We know how that Denver tenure ended, and we also know that McDaniels has been awfully selective with choosing his second head coaching gig. Aware that a second chance will likely be the last chance, McDaniels has turned down some interviews and famously reneged on an agreement to take over in Indianapolis.

Clearly, he's been waiting for the job that felt right. Yet with NFL trends influencing teams to take chances on younger, less-established coaches, it's entirely possible that a flop in 2020 will lead to a winter with no offers for McDaniels.

At 44 years old, he's still plenty young as far as coaches go -- though roughly 20 percent of NFL head coaches are younger than he is. Having been around for so long shouldn't hurt McDaniels' future opportunities as a head coach in the NFL.
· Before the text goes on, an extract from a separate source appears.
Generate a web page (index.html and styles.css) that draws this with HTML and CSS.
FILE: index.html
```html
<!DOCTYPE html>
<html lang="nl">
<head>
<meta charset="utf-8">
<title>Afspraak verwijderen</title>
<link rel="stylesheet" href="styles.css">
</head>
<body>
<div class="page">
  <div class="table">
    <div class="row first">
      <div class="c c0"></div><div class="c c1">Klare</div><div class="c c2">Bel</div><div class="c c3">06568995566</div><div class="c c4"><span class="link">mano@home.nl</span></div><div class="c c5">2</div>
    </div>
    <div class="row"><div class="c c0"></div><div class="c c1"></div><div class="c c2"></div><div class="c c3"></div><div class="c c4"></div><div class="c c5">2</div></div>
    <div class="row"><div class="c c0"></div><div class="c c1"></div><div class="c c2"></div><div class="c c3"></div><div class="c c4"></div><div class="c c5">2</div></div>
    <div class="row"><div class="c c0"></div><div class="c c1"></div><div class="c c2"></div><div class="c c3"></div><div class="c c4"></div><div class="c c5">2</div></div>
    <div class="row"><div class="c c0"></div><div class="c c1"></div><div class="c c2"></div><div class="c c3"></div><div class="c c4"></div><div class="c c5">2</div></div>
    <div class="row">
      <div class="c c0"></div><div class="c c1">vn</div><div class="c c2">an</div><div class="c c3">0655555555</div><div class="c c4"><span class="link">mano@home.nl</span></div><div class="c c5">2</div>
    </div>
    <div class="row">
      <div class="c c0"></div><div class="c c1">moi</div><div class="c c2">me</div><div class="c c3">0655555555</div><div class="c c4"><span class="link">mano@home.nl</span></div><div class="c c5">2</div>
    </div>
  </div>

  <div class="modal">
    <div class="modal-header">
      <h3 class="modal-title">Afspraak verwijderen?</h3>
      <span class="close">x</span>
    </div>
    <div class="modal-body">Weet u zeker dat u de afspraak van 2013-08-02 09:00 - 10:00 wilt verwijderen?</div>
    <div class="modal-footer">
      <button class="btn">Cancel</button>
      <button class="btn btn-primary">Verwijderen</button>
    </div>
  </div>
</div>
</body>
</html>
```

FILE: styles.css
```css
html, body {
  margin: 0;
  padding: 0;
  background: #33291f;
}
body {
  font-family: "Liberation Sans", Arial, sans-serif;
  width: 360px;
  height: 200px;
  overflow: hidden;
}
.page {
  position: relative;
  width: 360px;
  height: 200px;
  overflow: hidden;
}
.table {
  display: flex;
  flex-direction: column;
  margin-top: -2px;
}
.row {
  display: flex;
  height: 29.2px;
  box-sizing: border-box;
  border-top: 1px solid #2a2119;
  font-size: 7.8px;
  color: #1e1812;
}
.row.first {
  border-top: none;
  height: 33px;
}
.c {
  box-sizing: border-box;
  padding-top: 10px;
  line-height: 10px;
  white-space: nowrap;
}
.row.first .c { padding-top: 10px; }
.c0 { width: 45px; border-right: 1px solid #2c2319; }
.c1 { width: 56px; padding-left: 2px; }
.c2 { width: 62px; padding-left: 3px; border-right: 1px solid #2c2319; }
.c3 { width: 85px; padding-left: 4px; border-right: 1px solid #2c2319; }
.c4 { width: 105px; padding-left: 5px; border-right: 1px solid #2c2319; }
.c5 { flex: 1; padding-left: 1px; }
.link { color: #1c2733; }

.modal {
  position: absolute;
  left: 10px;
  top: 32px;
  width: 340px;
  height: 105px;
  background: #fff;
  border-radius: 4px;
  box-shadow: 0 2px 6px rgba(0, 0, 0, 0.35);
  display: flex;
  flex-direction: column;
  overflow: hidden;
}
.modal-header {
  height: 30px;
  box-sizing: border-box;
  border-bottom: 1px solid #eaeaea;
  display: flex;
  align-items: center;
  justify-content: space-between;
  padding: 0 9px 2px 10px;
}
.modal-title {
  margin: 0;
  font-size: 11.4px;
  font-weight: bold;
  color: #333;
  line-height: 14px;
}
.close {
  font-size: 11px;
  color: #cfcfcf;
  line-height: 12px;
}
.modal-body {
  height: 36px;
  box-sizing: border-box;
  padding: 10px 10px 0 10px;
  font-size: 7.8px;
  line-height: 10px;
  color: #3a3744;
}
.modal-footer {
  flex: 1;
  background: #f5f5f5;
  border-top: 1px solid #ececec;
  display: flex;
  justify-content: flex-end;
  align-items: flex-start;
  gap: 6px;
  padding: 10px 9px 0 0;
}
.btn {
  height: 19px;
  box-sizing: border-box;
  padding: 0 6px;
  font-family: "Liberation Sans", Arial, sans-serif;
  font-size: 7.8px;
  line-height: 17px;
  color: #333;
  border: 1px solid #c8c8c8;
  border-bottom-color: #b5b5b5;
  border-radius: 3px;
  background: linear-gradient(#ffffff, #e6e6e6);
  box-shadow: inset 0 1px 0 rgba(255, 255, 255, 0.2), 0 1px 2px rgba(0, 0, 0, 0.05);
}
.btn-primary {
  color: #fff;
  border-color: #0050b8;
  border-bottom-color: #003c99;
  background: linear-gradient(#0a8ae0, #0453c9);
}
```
In the past three-plus years, McDaniels has either taken or rejected interviews with a third of the NFL's 31 other teams. Clearly, the league has not let the Denver debacle nor the Indy "Visor Season" mess kill their interest in an offensive mind like McDaniels. And if McDaniels can make things work with Stidham the way Charlie Weis did with a young Brady back in 2001, that interest may crest next January.

Yet if the 2020 season goes south, with a Stidham-Hoyer-led offense looking confused and overmatched every week, then that head coaching opportunity may go on an indefinite hiatus. Especially if Brady looks revived and as good as ever down in Tampa without McDaniels.

The career aspirations and goals of a coordinator may not be of the utmost importance to the average fan on a regular basis, but for the purpose of contextualizing the 2020 season that is to come, McDaniels just may be the most important aspect. How he handles this unique challenge will have lasting effects on the 2020 Patriots and beyond.